While watching Newsies at Marriott on opening night, I had the thought--as I did in seeing the touring version in 2014--that it's a musical that, while quite good, just doesn't have the heft or depth of Les Miserables or Billy Elliot, two shows it brought to to mind, and which I'd seen again recently.

Yet while @@@@ (out of 5) might fairly assess Newsies' place within the pantheon of musicals, everything I witnessed onstage--including clever scenery by Kevin Depinet that well adapted Manhattan to the Marriott auditorium's in-the-round stage with limited airspace--was so effusively and thoroughly enjoyable that I'd feel like the show's grumpy Mr. Pulitzer if I withheld another 1/2@.

I've been going to shows at the Lincolnshire resort venue for years and have always found the quality--and creative spatial reformatting--quite estimable.
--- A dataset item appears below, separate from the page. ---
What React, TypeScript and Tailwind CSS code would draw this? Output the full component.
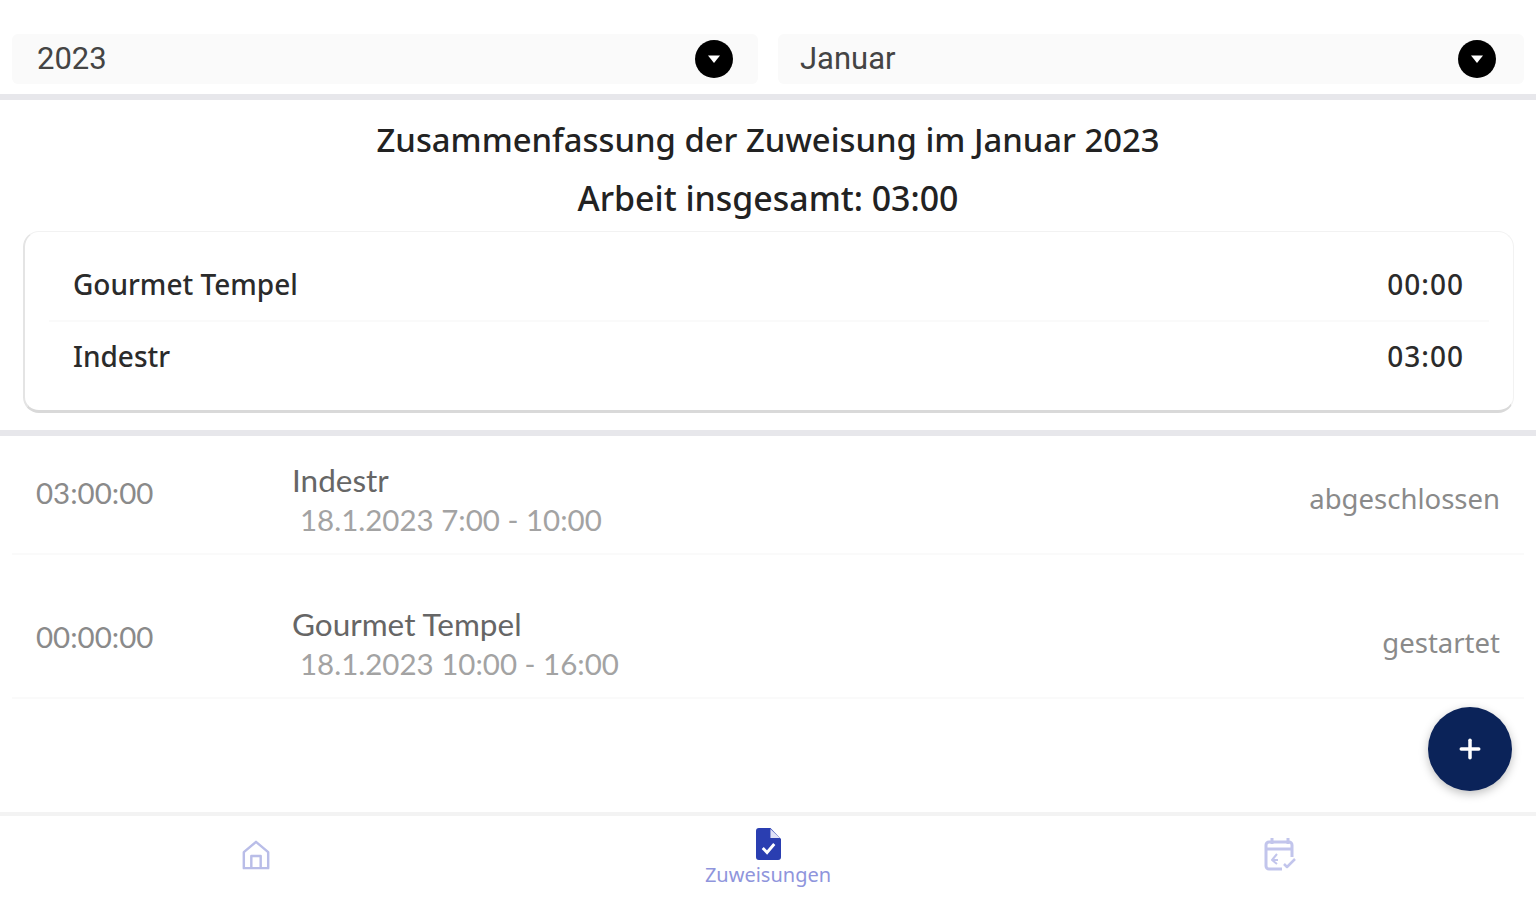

So it needn't make headlines that I thought their rendition of a rather-likable-if-not-quite-sensational recent Broadway musical to be quite delightful. (I really hope it brings many teens to Marriott, much as the balcony was filled with busloads at the downtown Oriental Palace.)

No, Newsies won't go down as the best thing I've seen at Marriott, even just this year. (Their exquisite take on The Bridges of Madison County musical was one of the best shows I've seen anywhere in 2017.)

But like the rest of the crowd, I instantly got to my feet to give the mostly-young cast a much-deserved standing ovation.

It's hard to imagine many seen this show and not at least liking and admiring it, and many should truly love it.

No matter how often that may be the case, or how many musicals may simply be better, such eminent enjoyment is never less than newsworthy.

And especially for suburban families who want to indoctrinate their kids to the wonders of live musical theater without heading downtown--and with easy parking to boot--this Disney musical would seem to have "Start here" written all over it.